What are the 7 questions of RCM? The seven RCM questions defined by SAE JA1011 are: (1) What are the asset's functions and performance standards? (2) How can it fail to fulfill those functions? (3) What causes each functional failure? (4) What happens when each failure occurs? (5) In what way does each failure matter? (6) What should be done to predict or prevent the failure? (7) What should be done if no proactive task is suitable? Every RCM-compliant process must answer all seven questions.
What are the four types of maintenance in RCM? RCM analysis leads to four possible maintenance strategies: reactive maintenance (run-to-failure), preventive maintenance (time- or use-based replacement/restoration), predictive maintenance (condition-based monitoring), and proactive maintenance (failure-finding functional checks for hidden failures). RCM selects the strategy based on the failure mode's consequence and the availability of a detectable condition indicator.

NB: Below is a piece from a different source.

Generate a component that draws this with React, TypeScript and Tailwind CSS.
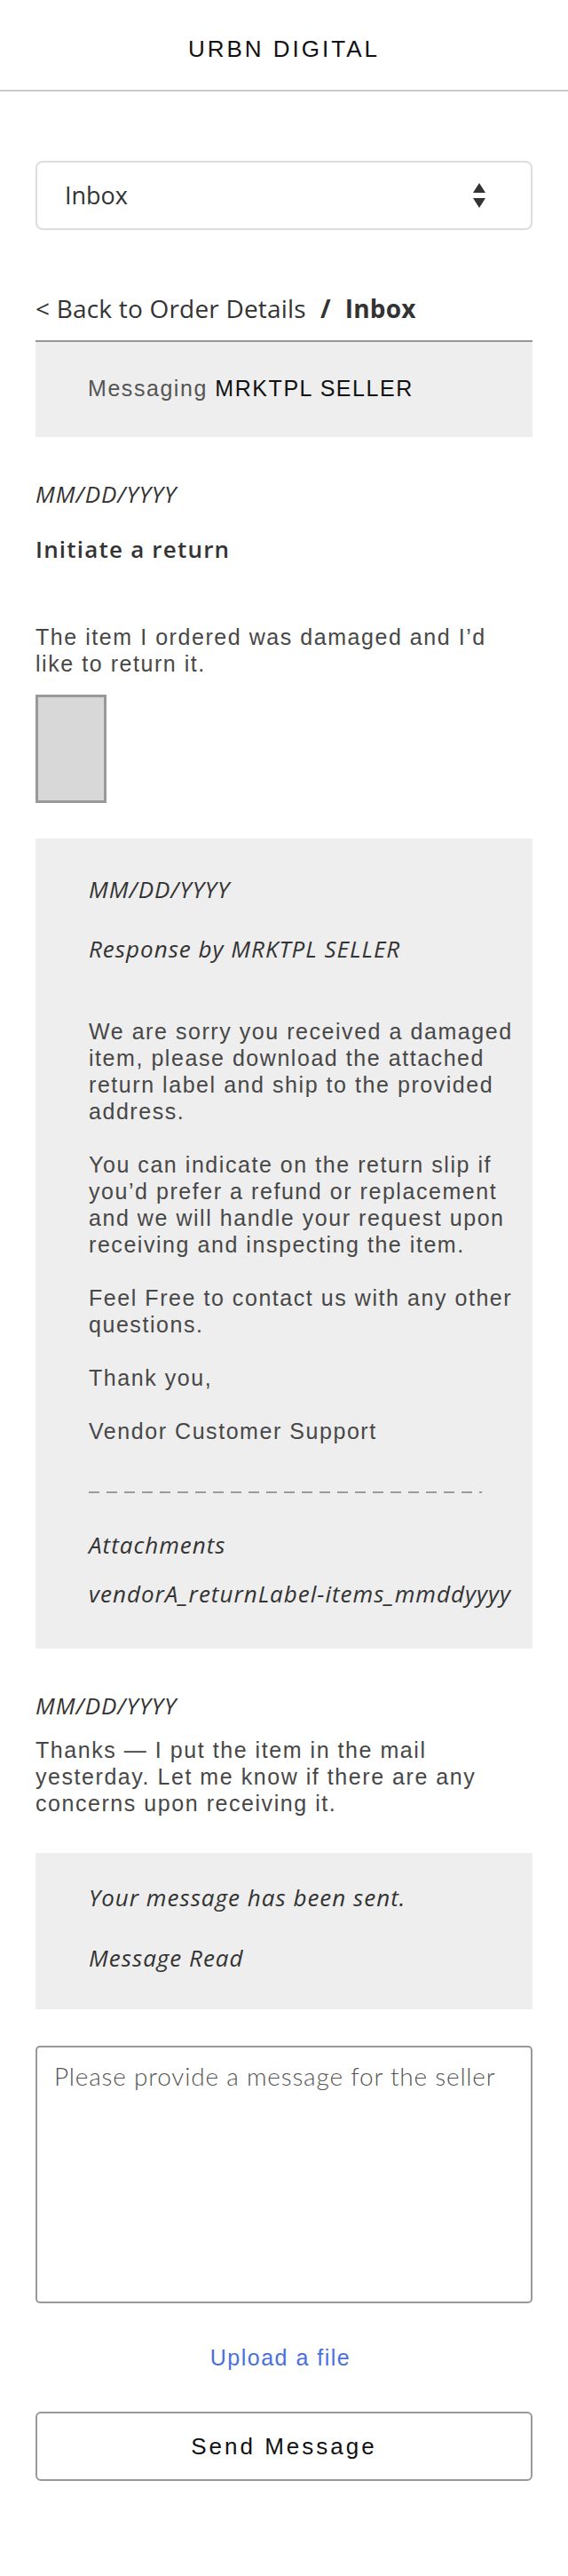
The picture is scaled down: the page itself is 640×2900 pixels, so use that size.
const sans = "font-['Liberation_Sans',Arial,sans-serif]";
const open = "font-['Open_Sans',sans-serif]";

function Lines({ lines }: { lines: string[] }) {
  return (
    <>
      {lines.map((l, i) => (
        <span key={i} className="block whitespace-nowrap">
          {l}
        </span>
      ))}
    </>
  );
}

function SelectArrows() {
  return (
    <svg width="14" height="28" viewBox="0 0 14 28" className="fill-[#333]">
      <polygon points="7,0 14,11 0,11" />
      <polygon points="0,17 14,17 7,28" />
    </svg>
  );
}

export default function App() {
  const body = `${sans} text-[25px] leading-[30px] tracking-[1.55px] text-[#474747]`;
  const italic = `${open} italic text-[26px] leading-[30px] tracking-[1px] text-[#333]`;

  return (
    <div className="min-h-[2900px] bg-white">
      {/* header */}
      <header className="h-[103px] border-b-2 border-[#ccc] pt-[40px] text-center">
        <h1 className={`${sans} text-[26px] leading-[30px] tracking-[3px] text-[#111]`}>URBN DIGITAL</h1>
      </header>

      <main className="px-[40px]">
        {/* mailbox select */}
        <div className="mt-[78px] flex h-[78px] items-center justify-between rounded-[8px] border-2 border-[#ddd] pl-[31px] pr-[51px]">
          <span className={`${open} text-[27px] leading-[30px] text-[#333]`}>Inbox</span>
          <SelectArrows />
        </div>

        {/* breadcrumb */}
        <nav className={`${open} mt-[73px] text-[28px] leading-[30px] tracking-[0.2px] text-[#333]`}>
          <span>&lt; Back to Order Details</span>
          <span className="ml-[16px] font-bold">/</span>
          <span className="ml-[16px] font-bold">Inbox</span>
        </nav>

        <div className="mt-[21px] border-t-2 border-[#999] bg-[#eee] pb-[40px] pl-[59px] pt-[37px]">
          <p className={`${sans} text-[25px] leading-[30px] tracking-[1.55px] text-[#555]`}>
            Messaging <span className="text-[#111]">MRKTPL SELLER</span>
          </p>
        </div>

        {/* customer message */}
        <p className={`${italic} mt-[49px]`}>MM/DD/YYYY</p>
        <h2 className={`${open} mt-[32px] text-[26px] font-semibold leading-[30px] tracking-[1.2px] text-[#333]`}>
          Initiate a return
        </h2>
        <p className={`${body} mt-[69px]`}>
          <Lines lines={["The item I ordered was damaged and I’d", "like to return it."]} />
        </p>
        <div className="mt-[20px] h-[122px] w-[80px] border-[3px] border-[#999] bg-[#d8d8d8]" />

        {/* seller response */}
        <div className="mt-[40px] bg-[#eee] pb-[47px] pl-[60px] pr-[10px] pt-[42px]">
          <p className={italic}>MM/DD/YYYY</p>
          <p className={`${italic} mt-[37px]`}>Response by MRKTPL SELLER</p>
          <p className={`${body} mt-[63px]`}>
            <Lines
              lines={[
                "We are sorry you received a damaged",
                "item, please download the attached",
                "return label and ship to the provided",
                "address.",
              ]}
            />
          </p>
          <p className={`${body} mt-[30px]`}>
            <Lines
              lines={[
                "You can indicate on the return slip if",
                "you’d prefer a refund or replacement",
                "and we will handle your request upon",
                "receiving and inspecting the item.",
              ]}
            />
          </p>
          <p className={`${body} mt-[30px]`}>
            <Lines lines={["Feel Free to contact us with any other", "questions."]} />
          </p>
          <p className={`${body} mt-[30px]`}>Thank you,</p>
          <p className={`${body} mt-[30px]`}>Vendor Customer Support</p>
          <div className="mt-[53px] h-[2px] w-[443px] bg-[repeating-linear-gradient(90deg,#9a9a9a_0_12px,transparent_12px_20px)]" />
          <p className={`${italic} mt-[43px]`}>Attachments</p>
          <p className={`${italic} mt-[25px] whitespace-nowrap`}>vendorA_returnLabel-items_mmddyyyy</p>
        </div>

        {/* customer reply */}
        <p className={`${italic} mt-[49px]`}>MM/DD/YYYY</p>
        <p className={`${body} mt-[20px]`}>
          <Lines
            lines={[
              "Thanks — I put the item in the mail",
              "yesterday. Let me know if there are any",
              "concerns upon receiving it.",
            ]}
          />
        </p>

        <div className="mt-[41px] bg-[#eee] pb-[43px] pl-[60px] pt-[35px]">
          <p className={italic}>Your message has been sent.</p>
          <p className={`${italic} mt-[38px]`}>Message Read</p>
        </div>

        {/* compose */}
        <textarea
          placeholder="Please provide a message for the seller"
          className="mt-[41px] block h-[290px] w-full resize-none rounded-[5px] border-2 border-[#999] pl-[19px] pt-[17px] font-['Lato',sans-serif] text-[28px] font-light leading-[30px] tracking-[0.8px] text-[#333] outline-none placeholder:text-[#555]"
        />

        <div className="mt-[46px] pr-[8px] text-center">
          <a href="#" className={`${sans} text-[25px] leading-[30px] tracking-[1.5px] text-[#4a6fe0]`}>
            Upload a file
          </a>
        </div>

        <button
          type="button"
          className={`${sans} mt-[46px] flex h-[78px] w-full items-center justify-center rounded-[6px] border-2 border-[#999] bg-white text-[26px] leading-[30px] tracking-[3px] text-[#111]`}
        >
          Send Message
        </button>
      </main>
    </div>
  );
}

How is RCM different from preventive maintenance? Traditional preventive maintenance applies time-based schedules to most assets, often without distinguishing between failure modes that are age-related and those that are not. RCM is the analysis process that determines whether a preventive task is technically justified for a specific failure mode. RCM may produce some PM tasks in its output, but it also produces condition-based tasks, run-to-failure decisions, and failure-finding tasks depending on what the analysis reveals. The key difference is that RCM justifies every task from first principles rather than defaulting to schedules.